(begin)

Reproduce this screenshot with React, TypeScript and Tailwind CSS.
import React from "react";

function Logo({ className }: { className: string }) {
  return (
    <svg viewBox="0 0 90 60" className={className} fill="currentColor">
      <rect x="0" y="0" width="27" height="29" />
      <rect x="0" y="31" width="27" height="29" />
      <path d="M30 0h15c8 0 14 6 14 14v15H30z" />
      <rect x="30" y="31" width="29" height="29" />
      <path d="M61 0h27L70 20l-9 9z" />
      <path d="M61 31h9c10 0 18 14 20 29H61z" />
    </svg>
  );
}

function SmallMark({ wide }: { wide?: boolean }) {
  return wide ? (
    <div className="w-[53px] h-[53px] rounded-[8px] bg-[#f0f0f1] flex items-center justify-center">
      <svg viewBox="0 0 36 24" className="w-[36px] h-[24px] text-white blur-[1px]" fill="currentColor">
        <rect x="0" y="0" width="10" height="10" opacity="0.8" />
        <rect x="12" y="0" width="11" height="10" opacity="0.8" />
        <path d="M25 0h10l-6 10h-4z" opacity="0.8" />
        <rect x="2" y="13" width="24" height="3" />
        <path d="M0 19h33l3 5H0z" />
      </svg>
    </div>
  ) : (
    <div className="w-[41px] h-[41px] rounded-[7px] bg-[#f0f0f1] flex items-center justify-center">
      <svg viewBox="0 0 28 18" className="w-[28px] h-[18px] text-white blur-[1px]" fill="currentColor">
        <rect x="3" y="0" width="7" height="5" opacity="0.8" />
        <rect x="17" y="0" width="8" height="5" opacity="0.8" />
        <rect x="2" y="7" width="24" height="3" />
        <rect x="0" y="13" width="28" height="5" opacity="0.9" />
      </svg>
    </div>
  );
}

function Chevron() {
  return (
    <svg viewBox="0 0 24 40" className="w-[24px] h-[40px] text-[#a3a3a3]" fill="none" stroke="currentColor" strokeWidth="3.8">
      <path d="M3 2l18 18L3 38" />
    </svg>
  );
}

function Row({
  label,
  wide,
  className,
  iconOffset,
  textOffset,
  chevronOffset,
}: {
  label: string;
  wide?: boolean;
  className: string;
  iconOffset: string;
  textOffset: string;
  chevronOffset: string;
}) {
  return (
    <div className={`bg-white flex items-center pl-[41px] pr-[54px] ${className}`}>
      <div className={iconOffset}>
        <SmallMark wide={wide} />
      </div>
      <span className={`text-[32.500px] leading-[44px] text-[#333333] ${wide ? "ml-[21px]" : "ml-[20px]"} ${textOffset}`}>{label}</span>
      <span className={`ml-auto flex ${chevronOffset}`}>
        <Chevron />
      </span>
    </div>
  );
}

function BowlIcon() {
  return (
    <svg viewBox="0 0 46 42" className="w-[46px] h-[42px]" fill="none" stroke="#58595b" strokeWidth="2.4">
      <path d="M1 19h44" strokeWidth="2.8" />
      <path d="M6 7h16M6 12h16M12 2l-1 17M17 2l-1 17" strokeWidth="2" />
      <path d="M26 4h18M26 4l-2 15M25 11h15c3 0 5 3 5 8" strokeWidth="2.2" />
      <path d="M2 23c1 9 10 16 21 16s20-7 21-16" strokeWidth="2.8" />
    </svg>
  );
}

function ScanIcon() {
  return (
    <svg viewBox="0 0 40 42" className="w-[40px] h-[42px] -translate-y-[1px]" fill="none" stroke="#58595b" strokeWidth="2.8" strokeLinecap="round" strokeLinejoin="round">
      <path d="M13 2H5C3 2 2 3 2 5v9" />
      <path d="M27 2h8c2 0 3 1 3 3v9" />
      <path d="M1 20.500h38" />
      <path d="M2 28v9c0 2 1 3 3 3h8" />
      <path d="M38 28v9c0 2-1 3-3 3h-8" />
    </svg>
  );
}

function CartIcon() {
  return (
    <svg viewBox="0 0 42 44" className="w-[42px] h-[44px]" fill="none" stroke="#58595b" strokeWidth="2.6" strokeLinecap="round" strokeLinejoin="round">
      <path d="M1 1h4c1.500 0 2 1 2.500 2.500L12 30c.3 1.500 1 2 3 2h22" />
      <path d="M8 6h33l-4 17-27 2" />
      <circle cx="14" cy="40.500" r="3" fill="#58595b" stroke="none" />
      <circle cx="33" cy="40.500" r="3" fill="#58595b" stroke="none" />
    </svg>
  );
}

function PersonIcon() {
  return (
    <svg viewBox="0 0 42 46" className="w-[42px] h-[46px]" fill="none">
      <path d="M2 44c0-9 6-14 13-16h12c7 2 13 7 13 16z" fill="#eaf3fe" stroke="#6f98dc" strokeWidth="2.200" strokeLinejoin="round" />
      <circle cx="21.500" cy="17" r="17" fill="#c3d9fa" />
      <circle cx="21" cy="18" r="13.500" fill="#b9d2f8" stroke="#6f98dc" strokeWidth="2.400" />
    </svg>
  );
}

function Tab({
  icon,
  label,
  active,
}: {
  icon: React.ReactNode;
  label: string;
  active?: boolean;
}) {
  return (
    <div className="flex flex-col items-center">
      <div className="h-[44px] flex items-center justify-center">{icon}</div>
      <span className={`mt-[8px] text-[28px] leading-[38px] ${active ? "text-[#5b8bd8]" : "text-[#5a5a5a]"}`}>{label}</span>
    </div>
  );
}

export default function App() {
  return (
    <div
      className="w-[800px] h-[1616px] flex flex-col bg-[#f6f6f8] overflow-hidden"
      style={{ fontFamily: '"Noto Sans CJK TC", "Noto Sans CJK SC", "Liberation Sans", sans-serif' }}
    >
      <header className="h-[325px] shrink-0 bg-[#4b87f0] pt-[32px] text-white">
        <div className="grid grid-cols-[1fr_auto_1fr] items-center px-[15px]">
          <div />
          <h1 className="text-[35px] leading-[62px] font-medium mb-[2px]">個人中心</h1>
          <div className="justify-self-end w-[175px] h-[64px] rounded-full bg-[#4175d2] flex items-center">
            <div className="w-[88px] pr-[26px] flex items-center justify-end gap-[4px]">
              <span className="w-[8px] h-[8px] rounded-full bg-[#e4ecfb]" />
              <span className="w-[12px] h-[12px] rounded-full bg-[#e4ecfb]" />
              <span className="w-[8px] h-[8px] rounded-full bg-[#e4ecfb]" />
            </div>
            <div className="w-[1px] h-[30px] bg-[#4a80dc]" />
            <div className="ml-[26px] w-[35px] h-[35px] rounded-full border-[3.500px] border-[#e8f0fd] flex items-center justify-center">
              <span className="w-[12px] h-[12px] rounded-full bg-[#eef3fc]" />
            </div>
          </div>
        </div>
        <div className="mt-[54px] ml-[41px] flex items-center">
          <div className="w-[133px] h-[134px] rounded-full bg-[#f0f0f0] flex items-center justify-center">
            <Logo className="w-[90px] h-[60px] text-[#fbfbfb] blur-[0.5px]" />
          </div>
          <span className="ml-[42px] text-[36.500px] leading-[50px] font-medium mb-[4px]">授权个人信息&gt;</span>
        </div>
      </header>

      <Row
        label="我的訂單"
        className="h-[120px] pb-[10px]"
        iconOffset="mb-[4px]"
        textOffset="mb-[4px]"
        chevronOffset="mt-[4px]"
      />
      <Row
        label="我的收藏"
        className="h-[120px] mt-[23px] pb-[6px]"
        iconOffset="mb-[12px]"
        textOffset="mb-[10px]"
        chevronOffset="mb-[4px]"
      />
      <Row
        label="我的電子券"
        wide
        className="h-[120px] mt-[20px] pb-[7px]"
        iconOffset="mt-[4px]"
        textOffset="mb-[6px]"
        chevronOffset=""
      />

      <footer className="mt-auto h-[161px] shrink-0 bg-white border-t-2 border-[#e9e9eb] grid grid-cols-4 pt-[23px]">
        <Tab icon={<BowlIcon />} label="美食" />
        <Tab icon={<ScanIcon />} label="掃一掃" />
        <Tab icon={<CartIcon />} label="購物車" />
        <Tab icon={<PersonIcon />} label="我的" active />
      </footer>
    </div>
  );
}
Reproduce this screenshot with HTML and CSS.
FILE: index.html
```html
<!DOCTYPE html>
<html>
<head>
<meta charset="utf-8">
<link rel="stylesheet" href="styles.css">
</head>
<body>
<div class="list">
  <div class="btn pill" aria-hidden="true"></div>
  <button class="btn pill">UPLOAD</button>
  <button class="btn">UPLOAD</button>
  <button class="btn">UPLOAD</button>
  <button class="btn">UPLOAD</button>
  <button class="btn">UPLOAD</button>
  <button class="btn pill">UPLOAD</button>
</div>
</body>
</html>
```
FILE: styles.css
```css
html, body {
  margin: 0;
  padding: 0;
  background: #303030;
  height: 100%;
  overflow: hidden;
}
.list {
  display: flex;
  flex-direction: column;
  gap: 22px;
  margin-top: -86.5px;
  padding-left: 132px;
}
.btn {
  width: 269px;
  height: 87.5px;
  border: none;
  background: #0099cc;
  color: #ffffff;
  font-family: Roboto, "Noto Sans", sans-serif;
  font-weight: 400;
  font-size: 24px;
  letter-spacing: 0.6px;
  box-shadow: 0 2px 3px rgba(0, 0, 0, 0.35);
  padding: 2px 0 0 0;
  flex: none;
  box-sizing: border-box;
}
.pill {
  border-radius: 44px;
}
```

(end)

* REQUIREMENTS
Gather each line in the entries above where the string "this" is found.

* OUTPUT BELOW
Reproduce this screenshot with React, TypeScript and Tailwind CSS.
Reproduce this screenshot with HTML and CSS.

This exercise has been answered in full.